The most important aspect of this exchange strategy is the accumulation of statistics. It answers this question. That is, a trader must know and understand which exchanges are statistically ahead of the others, and which ones are usually behind. It is also very useful to analyze the market depth and observe the increased volumes on one of the exchanges. Such situations lead to the sharp impulse of the coin, so the trend will continue on other exchanges, allowing the trader to react quickly and open additional positions.

Only professional traders, who are constantly in the market, can track these cumulative conditions and react to them in time. Despite the simplicity of the approach – it requires a solid foundation of understanding of trends and statistics. Therefore, most use ready-made trading algorithms, which greatly simplify the search for arbitrage deals. This is a kind of trading algorithm, implemented by a program code, which every second analyzes deviations from statistical data, as well as analyzes the volumes for making deals.

As a result.

Cryptocurrency trading has all the same aspects of stock trading as classical instruments. Here, of course, you need initial capital to profit, analysis of price behavior and statistical data, and most importantly, to have a working trading approach. This will ensure that the trader receives stable and long-lasting profits. The development of crypto exchanges allows the modern trader to use the best trading conditions on the market and speculate on it. The great abundance and choice of platforms for conducting their activities open up new opportunities in the use of classical methods of working in the financial market.
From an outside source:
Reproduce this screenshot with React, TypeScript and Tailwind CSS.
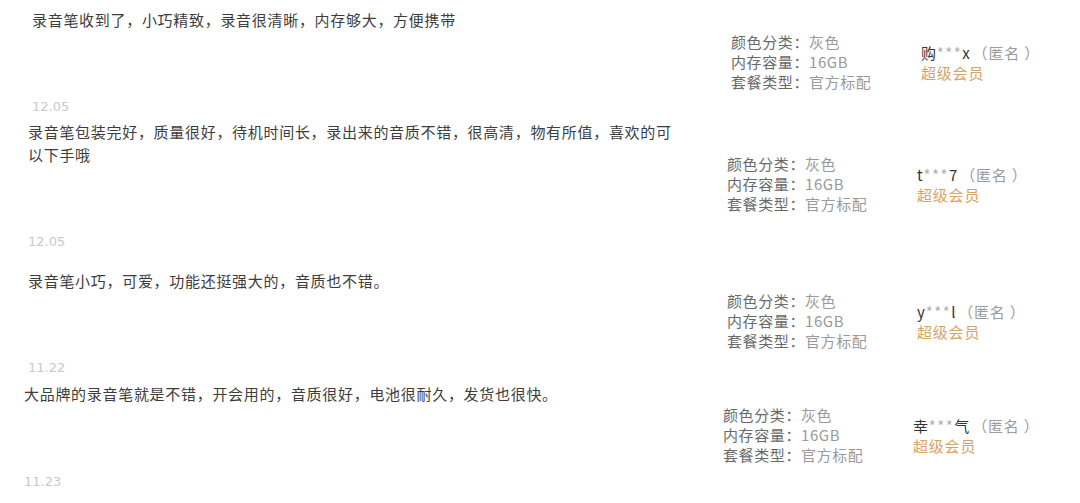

To summarize, exchange-traded futures arbitrage is a promising direction for both novice cryptocurrency traders and investors. The methodology of this approach is simple to master and requires only the maintenance of statistical data. The use of futures implies the use of leverage, which means that it will multiply the profit from a few tens of dollars of exchange rate differences and turn them into hundreds of dollars of profit on just one transaction.